We can try to recapitulate the construction of the spectrum as a locally ringed space in AG, instead constructing a "locally graphed space".

Given a graph $G$, define $\mathsf{Spec}(G)$ as a topological space whose points are consistent partitions of $G$. The topology is generated by basic closed sets: for each pair of vertices $i, j$, $$V(i\text{---} j) = \{ K \in \mathsf{Spec}(G) : K \text{ places } i \text{ and } j \text{ in the same block} \}$$ The complementary basic open sets are $$D(i\text{---}j) = \{ K \in \mathsf{Spec}(G) : K \text{ places } i \text{ and } j \text{ in different blocks} \}$$ The open set $D(i\text{---}j)$ is the locus where the inequality demanded by the edge $i\text{---}j$ is respected, analogous to the Zariski basic open $D(f)$, the locus where $f$ is nonzero.

The Structure Sheaf

For any open $U \subseteq \mathsf{Spec}(G)$, define $\mathcal{O}(U)$ to be the graph on vertex set $V(G)$ with edge set $$E(G) \;\cup\; \{ i\text{---}j : \text{every partition in } U \text{ separates } i \text{ and } j \}$$ Smaller opens have more edges, just as smaller opens in Zariski have more invertible elements. Restriction maps are edge-inclusion homomorphisms. This is a sheaf: an edge belongs to $\mathcal{O}(U)$ iff it belongs to $\mathcal{O}(U_\alpha)$ for every element of a cover.
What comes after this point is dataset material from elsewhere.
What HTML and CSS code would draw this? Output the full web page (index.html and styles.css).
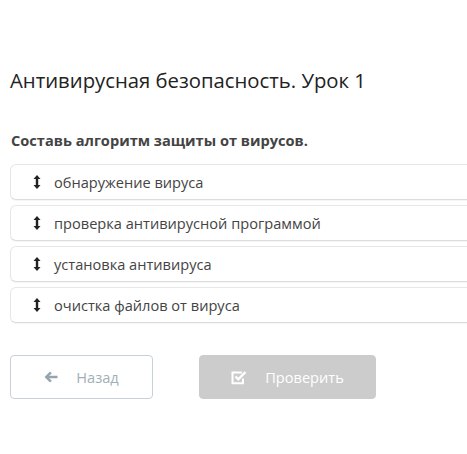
FILE: index.html
```html
<!DOCTYPE html>
<html lang="ru">
<head>
<meta charset="utf-8">
<link rel="stylesheet" href="styles.css">
</head>
<body>
<div class="page">
  <h1 class="title">Антивирусная безопасность. Урок 1</h1>
  <p class="question">Составь алгоритм защиты от вирусов.</p>
  <ul class="list">
    <li class="item"><svg class="drag" viewBox="0 0 8 14" width="8" height="14"><path d="M4 0 L7.5 4 H5.2 V10 H7.5 L4 14 L0.5 10 H2.8 V4 H0.5 Z" fill="#222"/></svg><span>обнаружение вируса</span></li>
    <li class="item"><svg class="drag" viewBox="0 0 8 14" width="8" height="14"><path d="M4 0 L7.5 4 H5.2 V10 H7.5 L4 14 L0.5 10 H2.8 V4 H0.5 Z" fill="#222"/></svg><span>проверка антивирусной программой</span></li>
    <li class="item"><svg class="drag" viewBox="0 0 8 14" width="8" height="14"><path d="M4 0 L7.5 4 H5.2 V10 H7.5 L4 14 L0.5 10 H2.8 V4 H0.5 Z" fill="#222"/></svg><span>установка антивируса</span></li>
    <li class="item"><svg class="drag" viewBox="0 0 8 14" width="8" height="14"><path d="M4 0 L7.5 4 H5.2 V10 H7.5 L4 14 L0.5 10 H2.8 V4 H0.5 Z" fill="#222"/></svg><span>очистка файлов от вируса</span></li>
  </ul>
  <div class="actions">
    <button class="btn btn-back"><svg viewBox="0 0 14 12" width="14" height="12"><path d="M6 0.5 L7.8 2.3 L5.2 4.8 H13.5 V7.2 H5.2 L7.8 9.7 L6 11.5 L0.5 6 Z" fill="#95a5b0"/></svg><span>Назад</span></button>
    <button class="btn btn-check"><svg viewBox="0 0 16 15" width="16" height="15"><path d="M12 8.5 V13.2 H1.5 V2.5 H11" fill="none" stroke="#fff" stroke-width="2"/><path d="M4.5 6.5 L7.3 9.3 L14.5 2" fill="none" stroke="#fff" stroke-width="2.4"/></svg><span>Проверить</span></button>
  </div>
</div>
</body>
</html>
```
FILE: styles.css
```css
html, body {
  margin: 0;
  padding: 0;
  background: #fff;
  overflow: hidden;
}
body {
  font-family: "Open Sans", "Liberation Sans", sans-serif;
  color: #333;
}
.page {
  padding: 66px 0 0 10px;
  width: 457px;
  overflow: hidden;
}
.title {
  margin: 0;
  font-size: 20.3px;
  font-weight: 400;
  line-height: 28px;
  color: #222;
}
.question {
  margin: 36px 0 0 1px;
  font-size: 14.6px;
  font-weight: 700;
  line-height: 20px;
  color: #444;
}
.list {
  list-style: none;
  margin: 14px -40px 0 0;
  padding: 0;
  display: flex;
  flex-direction: column;
  gap: 5px;
}
.item {
  height: 34px;
  border: 1px solid #e6e6e6;
  border-bottom-color: #dcdcdc;
  border-radius: 6px;
  box-shadow: 0 1px 1px rgba(0,0,0,0.04);
  display: flex;
  align-items: center;
  padding-left: 22px;
  font-size: 14.6px;
  color: #444;
}
.drag {
  margin-right: 13px;
  flex: none;
}
.actions {
  display: flex;
  gap: 46px;
  margin-top: 32px;
}
.btn {
  height: 44px;
  border-radius: 4px;
  font-family: "Open Sans", "Liberation Sans", sans-serif;
  font-size: 14.6px;
  display: flex;
  align-items: center;
  justify-content: center;
  gap: 18px;
  padding: 0;
}
.btn-back {
  width: 143px;
  background: #fff;
  border: 1px solid #c9d1d8;
  color: #a2afb8;
}
.btn-check {
  width: 177px;
  background: #cccccc;
  border: 1px solid #cccccc;
  color: #fff;
}
```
Global sections recover the graph, as we'd expect: $\mathcal{O}(\mathsf{Spec}(G)) = G$.

Stalks are complete multipartite graphs. The stalk $\mathcal{O}_K$ at a coloring $K$ is the complete multipartite graph on the blocks of $K$.

The Chromatic Polynomial as Point-Counting

A graph homomorphism $G \to K_k$ is exactly a $k$-coloring of $G$, a function to $k$ colors. So if we instead adopted a functorial view of $\mathsf{Spec}$, we'd have a nice expression for the chromatic polynomial of $G$: $$P(G, k) = |\mathsf{Hom}(G, K_k)| = |\mathsf{Spec}(G)(K_k)|$$ The chromatic polynomial is the point-counting function evaluated at the "field" $K_k$, which seems analogous to $|\mathsf{X}(\mathbb{F}_q)|$ for a scheme $X$.